Before opening a cash management account, ask about monthly fees and minimum balance requirements. Some brokerage firms require tens of thousands of dollars as a minimum deposit to open a CMA or charge high monthly fees for anyone under that minimum. Others will have no monthly fees and no minimums.

If you decide to open a cash management account, look for one that offers:

  • Linked accounts: You will probably need other accounts, such as an online bank account or local bank for your CDs, safely deposit box or to earn a higher annual percentage yield. Look for a CMA that allows you to link accounts to make them easy to access.
  • FDIC insurance: Cash management account providers automatically “sweep” your unused cash into investments that pay dividends or interest, which maximized the account's profitability. Ensure the Federal Deposit Insurance Corporation (FDIC), a government-guaranteed program that protects your money, insures the sweep accounts.

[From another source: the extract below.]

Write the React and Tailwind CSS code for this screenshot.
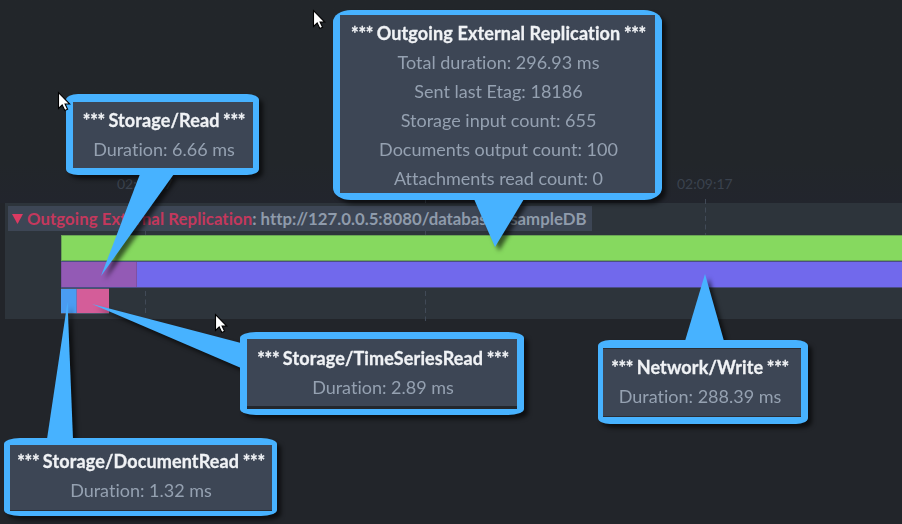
const callouts = [
  {
    title: 'Outgoing External Replication',
    lines: [
      'Total duration: 296.93 ms',
      'Sent last Etag: 18186',
      'Storage input count: 655',
      'Documents output count: 100',
      'Attachments read count: 0',
    ],
    frame: 'left-[333px] top-[10px] w-[329px] h-[190px] pl-[7px] pr-[7px] pt-[5px] pb-[7px] rounded-[18px/12px]',
    body: 'pt-[4px] pl-[2px]',
    pointer: '474,199 524,199 495,247',
  },
  {
    title: 'Storage/Read',
    lines: ['Duration: 6.66 ms'],
    frame: 'left-[66px] top-[94px] w-[193px] h-[81px] pl-[7px] pr-[6px] pt-[8px] pb-[7px] rounded-[12px/6px]',
    body: 'pt-[4px] pl-[2px]',
    pointer: '140,174 174,174 101,276',
  },
  {
    title: 'Storage/TimeSeriesRead',
    lines: ['Duration: 2.89 ms'],
    frame: 'left-[240px] top-[332px] w-[284px] h-[83px] px-[7px] pt-[7px] pb-[6px] rounded-[16px/6px]',
    body: 'pt-[5px] pl-[2px] border-b-[3px] border-[#23262b]',
    pointer: '241,343 241,368 92,304',
  },
  {
    title: 'Network/Write',
    lines: ['Duration: 288.39 ms'],
    frame: 'left-[598px] top-[340px] w-[210px] h-[84px] pl-[5px] pr-[7px] pt-[8px] pb-[7px] rounded-[12px/6px]',
    body: 'pt-[4px] pr-[4px] border-y border-[#2a2e35]',
    pointer: '685,341 724,341 705,274',
  },
  {
    title: 'Storage/DocumentRead',
    lines: ['Duration: 1.32 ms'],
    frame: 'left-[4px] top-[438px] w-[273px] h-[78px] pl-[6px] pr-[5px] pt-[7px] pb-[5px] rounded-[16px/6px]',
    body: 'pt-[2px] border-b border-[#2a2e35]',
    pointer: '47,439 73,439 67.5,302',
  },
]

const cursors = ['left-[312px] top-[9px]', 'left-[57px] top-[91px]', 'left-[214px] top-[313px]']

function Callout({ title, lines, frame, body, pointer }) {
  return (
    <div className="absolute inset-0 drop-shadow-[4px_4px_2px_rgba(0,0,0,0.6)]">
      <svg className="absolute inset-0" width="902" height="524">
        <polygon points={pointer} fill="#47b2ff" />
      </svg>
      <div className={`absolute bg-[#47b2ff] ${frame}`}>
        <div className={`flex h-full flex-col items-center bg-[#3d4655] text-center text-[18px] leading-[29px] whitespace-nowrap text-[#95a1b1] ${body}`}>
          <p className="flex gap-[3.5px] font-bold text-[#f0f2f5] [-webkit-text-stroke:0.3px_#f0f2f5]">
            <span className="tracking-[-0.3px]">***</span>
            <span className="tracking-[0.14px]">{title}</span>
            <span className="tracking-[-0.3px]">***</span>
          </p>
          {lines.map((line) => (
            <p key={line}>{line}</p>
          ))}
        </div>
      </div>
    </div>
  )
}

function Cursor({ place }) {
  return (
    <svg className={`absolute ${place}`} width="14" height="21" viewBox="0 0 14 21">
      <path d="M1.5 1.5v16l3.7-3.5 2.6 5.5 2.8-1.3-2.5-5.2h4.7z" fill="#fff" stroke="#000" strokeWidth="1.1" />
    </svg>
  )
}

function GridLine({ x, y1, y2 }) {
  return <line x1={x} x2={x} y1={y1} y2={y2} stroke="#414a57" strokeWidth="1" strokeDasharray="5 3.5" />
}

export default function App() {
  return (
    <main className="relative h-[524px] w-[902px] overflow-hidden bg-[#22252a] font-['Lato',sans-serif] [font-variant-ligatures:none]">
      <header className="flex h-[203px] items-end bg-linear-to-b from-[#22262a] from-80% to-[#22252d] pb-[10px] pl-[117px] text-[14px] leading-[18px] text-[#3a424e]">
        <span className="w-[560px]">02:09:17</span>
        <span>02:09:17</span>
      </header>
      <section className="ml-[5px] flex h-[116px] flex-col bg-[#2d343b] pt-[3px]">
        <h1 className="ml-[3px] flex h-[25px] w-[584px] items-center bg-[#3d4655] pl-[4px] text-[16.8px] leading-[25px] font-bold whitespace-nowrap text-[#8f9bab]">
          <svg className="mr-[4px]" width="11" height="10">
            <path d="M0 0h11L5.5 10z" fill="#db3a62" />
          </svg>
          <span className="tracking-[0.06px] text-[#c4385d]">Outgoing External Replication</span>
          <span>: http://127.0.0.5:8080/databases/sampleDB</span>
        </h1>
        <div className="mt-[4px] ml-[56px] h-[26px] border border-r-0 border-[#6aa554] bg-[#86d95f]" />
        <div className="ml-[56px] flex h-[27px] border-y border-[#4a4d86]">
          <div className="w-[76px] border-x border-[#7f50a4] bg-[#935ab5]" />
          <div className="flex-1 bg-[#7169ec]" />
        </div>
        <div className="ml-[56px] flex h-[26px] w-[48px] border-y border-[#4b5569]">
          <div className="w-[16px] border-r border-[#6a76be] bg-[#4a9cf2]" />
          <div className="w-[32px] bg-[#d45d99]" />
        </div>
      </section>
      <svg className="absolute inset-0" width="902" height="524">
        <GridLine x={145.5} y1={198} y2={206} />
        <GridLine x={145.5} y1={231} y2={235} />
        <GridLine x={145.5} y1={291} y2={315} />
        <GridLine x={425.5} y1={198} y2={206} />
        <GridLine x={425.5} y1={231} y2={235} />
        <GridLine x={425.5} y1={291} y2={321} />
        <GridLine x={705.5} y1={199} y2={235} />
        <GridLine x={705.5} y1={291} y2={319} />
      </svg>
      {callouts.map((callout) => (
        <Callout key={callout.title} {...callout} />
      ))}
      {cursors.map((place) => (
        <Cursor key={place} place={place} />
      ))}
    </main>
  )
}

Cash Management Account vs. Checking Account

Cash management accounts are valuable tools for money management, but they are not bank accounts. Knowing the differences between a CMA and a traditional checking account can help you understand which choice is best for you.

Cash Management Account Checking Account
Run by a brokerage firm Run by a bank or credit union
Funds split between brokerage accounts and accounts at different banks Funds all held by a single financial institution
Funds in brokerage accounts may or may not be federally insured All funds required to be federally insured
Debit card, checks, ATM use, mobile deposit Debit card, checks, ATM use, mobile deposit
May have large asset minimums and fees Usually have low, or no, asset minimums and fees
Connected to investment accounts Separate from investment accounts
No brick-and-mortar locations May have brick-and-mortar locations
Earns low-to-mid interest rates Earns low interest rates (except for high-yield checking)
Usually refunds ATM fees May charge ATM fees out-of-network (except for online banks)

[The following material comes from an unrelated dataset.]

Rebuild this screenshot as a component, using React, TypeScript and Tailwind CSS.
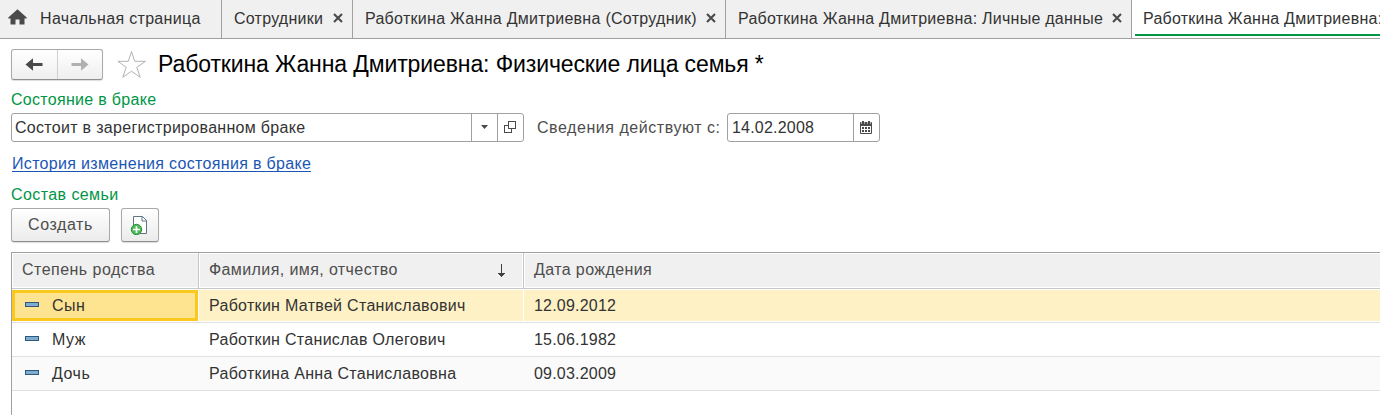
import React from 'react';

const tabs = [
  { label: 'Сотрудники', width: 'w-[131px]', tracking: 'tracking-[0.25px]' },
  { label: 'Работкина Жанна Дмитриевна (Сотрудник)', width: 'w-[373px]', tracking: 'tracking-[0.29px]' },
  { label: 'Работкина Жанна Дмитриевна: Личные данные', width: 'w-[406px]', tracking: 'tracking-[0.25px]' },
];

const rows = [
  { kin: 'Сын', name: 'Работкин Матвей Станиславович', date: '12.09.2012' },
  { kin: 'Муж', name: 'Работкин Станислав Олегович', date: '15.06.1982' },
  { kin: 'Дочь', name: 'Работкина Анна Станиславовна', date: '09.03.2009' },
];

function CloseIcon() {
  return (
    <svg className="-mt-[2px] shrink-0" width="10" height="10" viewBox="0 0 10 10">
      <path d="M1 1l8 8M9 1l-8 8" stroke="#4a4a4a" strokeWidth="2.1" fill="none" />
    </svg>
  );
}

function HomeIcon() {
  return (
    <svg className="-mt-[4px] ml-[8px] shrink-0" width="19" height="16" viewBox="0 0 19 16">
      <path d="M9.500 0.300L0.300 8.500V9.500H2.500V15.500H7.500V10.500H11.500V15.500H16.500V9.500H18.700V8.500Z" fill="#4a4a4a" />
    </svg>
  );
}

function ArrowIcon({ flip = false }: { flip?: boolean }) {
  return (
    <svg className={flip ? '-scale-x-100' : 'mr-px'} width="18" height="14" viewBox="0 0 18 14">
      <path d="M0.500 7.500L8 1.300V6H17.500V9H8V13.700Z" fill={flip ? '#b0b0b0' : '#4a4a4a'} />
    </svg>
  );
}

function StarIcon() {
  return (
    <svg className="ml-[14px] shrink-0" width="30" height="29" viewBox="0 0 30 29">
      <path
        d="M14.500 1.500L17.700 11.300H28.500L19.800 17.300L23.200 27.300L14.500 21.200L5.800 27.300L9.200 17.300L0.900 11.300H11.300Z"
        fill="#fff"
        stroke="#b3b3b3"
        strokeWidth="1"
      />
    </svg>
  );
}

function CalendarIcon() {
  return (
    <svg className="mr-px" width="12" height="13" viewBox="0 0 12 13">
      <rect x="0" y="1" width="12" height="12" rx="1" fill="#4a4a4a" />
      <path d="M1 5h10v7H1z" fill="#fff" />
      <path d="M2 0h2v1H2zM8 0h2v1H8z" fill="#4a4a4a" />
      <path d="M2 6h2v2H2zM5 6h2v2H5zM8 6h2v2H8zM2 9h2v2H2zM5 9h2v2H5zM8 9h2v2H8z" fill="#4a4a4a" />
      <path d="M1 1h1v2H1zM4 1h1v2H4zM7 1h1v2H7zM10 1h1v2h-1z" fill="#aaa" />
    </svg>
  );
}

function OpenIcon() {
  return (
    <svg className="-mt-px mr-px" width="12" height="12" viewBox="0 0 12 12" fill="none" stroke="#4a4a4a" shapeRendering="crispEdges">
      <path d="M4.500 0.500h7v7h-7zM4.500 4.500h-4v7h7v-4" />
    </svg>
  );
}

function CopyIcon() {
  return (
    <svg className="mr-[2px]" width="18" height="20" viewBox="0 0 18 20">
      <path d="M3.500 10V1.500H12.500L16.500 5.500V18.500H10" fill="#fff" stroke="#5f7585" />
      <path d="M12 1.500V6H16.500" fill="none" stroke="#5f7585" />
      <circle cx="6.500" cy="14.500" r="5.200" fill="#4dbb55" stroke="#24913a" />
      <path d="M3 14.500h7M6.500 11v7" stroke="#fff" strokeWidth="1.700" />
    </svg>
  );
}

export default function App() {
  return (
    <div className="h-[415px] w-[1380px] overflow-hidden bg-white font-['Liberation_Sans',Arial,sans-serif] text-[16px] leading-[18px] tracking-[0.3px] whitespace-nowrap text-[#333]">
      <nav className="flex h-[39px] border-b border-[#a0a0a0] bg-[#f0f0f0]">
        <div className="flex w-[222px] shrink-0 items-center border-r border-[#a0a0a0]">
          <HomeIcon />
          <span className="ml-[13px] tracking-[0.33px]">Начальная страница</span>
        </div>
        {tabs.map((t) => (
          <div key={t.label} className={`flex shrink-0 items-center justify-between border-r border-[#a0a0a0] pr-[9px] pl-[12px] ${t.width}`}>
            <span className={t.tracking}>{t.label}</span>
            <CloseIcon />
          </div>
        ))}
        <div className="flex grow flex-col overflow-hidden bg-white pt-[10px] pl-[3px]">
          <span className="ml-[8px] h-[24px] tracking-[0.25px]">Работкина Жанна Дмитриевна:</span>
          <div className="h-[2px] w-full shrink-0 bg-[#009646]" />
        </div>
      </nav>

      <header className="flex h-[50px] items-center pl-[11px]">
        <div className="flex h-[31px] w-[92px] rounded-[3px] border border-[#a9a9a9] border-b-[#8f8f8f] bg-linear-to-b from-white to-[#efefef] shadow-[0_1px_1px_#ddd]">
          <div className="flex w-[46px] items-center justify-center border-r border-[#d0d0d0]"><ArrowIcon /></div>
          <div className="flex grow items-center justify-center"><ArrowIcon flip /></div>
        </div>
        <StarIcon />
        <h1 className="ml-[11px] text-[23px] leading-[28px] tracking-[-0.11px] text-black">Работкина Жанна Дмитриевна: Физические лица семья *</h1>
      </header>

      <section className="pl-[11px]">
        <h2 className="h-[24px] pt-[2px] text-[#009646]">Состояние в браке</h2>
        <div className="flex h-[29px] items-stretch">
          <div className="flex w-[513px] rounded-[3px] border border-[#a0a0a0]">
            <div className="flex grow items-center pl-[3px]">Состоит в зарегистрированном браке</div>
            <div className="flex w-[26px] items-center justify-center border-l border-[#a0a0a0]">
              <svg className="-mt-px mr-px" width="7" height="4" viewBox="0 0 7 4"><path d="M0 0h7L3.500 4z" fill="#4a4a4a" /></svg>
            </div>
            <div className="flex w-[26px] items-center justify-center border-l border-[#a0a0a0]"><OpenIcon /></div>
          </div>
          <div className="flex w-[203px] items-center pl-[13px] tracking-[0.55px] text-[#4d4d4d]">Сведения действуют с:</div>
          <div className="flex w-[153px] rounded-[3px] border border-[#a0a0a0]">
            <div className="flex grow items-center pl-[4px] tracking-[0.2px]">14.02.2008</div>
            <div className="flex w-[26px] items-center justify-center border-l border-[#a0a0a0]"><CalendarIcon /></div>
          </div>
        </div>
        <div className="h-[42px] pt-[13px] pl-px">
          <a className="inline-block h-[17px] border-b border-[#1a57b5] tracking-[0.32px] text-[#1a57b5]">История изменения состояния в браке</a>
        </div>
        <h2 className="h-[24px] pt-[2px] tracking-[0.42px] text-[#009646]">Состав семьи</h2>
        <div className="flex h-[44px] items-start gap-[11px]">
          <button className="h-[34px] w-[99px] rounded-[3px] border border-[#a9a9a9] border-b-[#8f8f8f] bg-linear-to-b from-white to-[#ebebeb] tracking-[0.57px] text-[#4d4d4d] shadow-[0_1px_1px_#ddd]">Создать</button>
          <button className="flex h-[34px] w-[38px] items-center justify-center rounded-[3px] border border-[#a9a9a9] border-b-[#8f8f8f] bg-linear-to-b from-white to-[#ebebeb] shadow-[0_1px_1px_#ddd]"><CopyIcon /></button>
        </div>

        <div className="h-[163px] border-t border-l border-[#a0a0a0]">
          <div className="flex h-[36px] border-b border-[#c8c8c8] bg-white text-[#4d4d4d]">
            <div className="flex w-[187px] border-r border-[#c8c8c8] p-px pr-0">
              <div className="flex grow items-center bg-[#f0f0f0] pb-[2px] pl-[9px] tracking-[0.47px]">Степень родства</div>
            </div>
            <div className="flex w-[325px] border-r border-[#c8c8c8] p-px">
              <div className="flex grow items-center justify-between bg-[#f0f0f0] pr-[17px] pb-[2px] pl-[9px] tracking-[0.4px]">
                <span>Фамилия, имя, отчество</span>
                <svg className="mt-[2px]" width="7" height="13" viewBox="0 0 7 13" shapeRendering="crispEdges">
                  <path d="M3 0h1v9h3v1H6v1H5v1H4v1H3v-1H2v-1H1v-1H0V9h3z" fill="#404040" />
                </svg>
              </div>
            </div>
            <div className="flex grow p-px pr-0">
              <div className="flex grow items-center bg-[#f0f0f0] pb-[2px] pl-[9px] tracking-[0.4px]">Дата рождения</div>
            </div>
          </div>
          {rows.map((r, i) => (
            <div key={r.kin} className={`flex h-[34px] border-b border-[#e0e0e0] py-px ${i === 2 ? 'bg-[#fafafa]' : 'bg-white'}`}>
              <div className={`flex w-[186px] items-center ${i === 0 ? 'border-[3px] border-[#fbc91e] bg-[#fee391] pl-[10px]' : 'pl-[13px]'}`}>
                <div className="-mt-[2px] h-[5px] w-[14px] border border-[#2d5878] bg-[#7fadd1]" />
                <span className="ml-[13px] tracking-[0.5px]">{r.kin}</span>
              </div>
              <div className={`ml-px flex w-[324px] items-center pl-[10px] ${i === 0 ? 'bg-[#fef1c5]' : ''}`}>{r.name}</div>
              <div className={`ml-px flex grow items-center pl-[10px] tracking-[0.2px] ${i === 0 ? 'bg-[#fef1c5]' : ''}`}>{r.date}</div>
            </div>
          ))}
        </div>
      </section>
    </div>
  );
}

Pros and Cons of a Cash Management Account

Cash management accounts offer many benefits, but they also come with disadvantages. Consider all the pros and cons when deciding what kind of accounts are best for your financial lifestyle.

Pros
  • Simplifies banking

  • Automatically maximizes cash management

  • Easy to set up and protect

  • Many features associated with traditional banks

Cons
  • Monthly fees

  • Miss out on more profitable investments

  • Potential errors

  • Higher interest elsewhere

  • Uninsured investments

Pros Explained

  • Simplifies banking: A cash management account allows you to use one financial institution for your saving and investing needs. That means only one log-in to keep track of, fewer statements and tax forms each year and fast transfers to and from your investment accounts.
  • Automatically maximizes cash management: Your money is put to work automatically to maximize profitability.
  • Easy to set up and protect: Opening a cash management account is generally a straightforward process done online, especially if you already have an account with that financial firm. The money that is in savings is FDIC-insured.
  • Many features associated with traditional banks: You can get ATM rebates, mobile deposits, a free debit card, checks, and many other features you'd find at a regular bank.

Cons Explained

  • Monthly fees: Some CMAs have monthly fees or minimum balances that you must meet. There can also be fees for transferring money from your CMA to another bank account or closing your account.
  • Miss out on more profitable investments: Investments associated with cash management accounts are generally low-risk, but that also means they have lower yields. Keeping money in this account means not taking higher-yielding investments.
  • Potential errors: Because your money is moved around between financial institutions and accounts, it is exposed to potential processing errors.
  • Higher interest elsewhere: Though a CMA generally earns more interest than a standard checking or savings account, many high-yield checking accounts or those through online banks can earn more interest.
  • Uninsured investments: Though the investments that CMAs use are usually low-risk, that does not mean they are risk-free. Investments such as money market funds are not FDIC insured, which means you can lose money and be unable to recover it.

Key Takeaways

  • A cash management account is a cash account offered by a financial institution other than a bank or credit union, usually a brokerage firm.
  • You can use them in place of or in addition to a checking account.
  • Cash management accounts allow you to access your money, pay bills and manage your savings and earn interest.
  • May have monthly fees or minimum balances that you must meet.
  • If you already work with a brokerage firm or don't have a bank, a CMA keeps your cash accessible and flexible while using low-risk investing strategies to help it grow.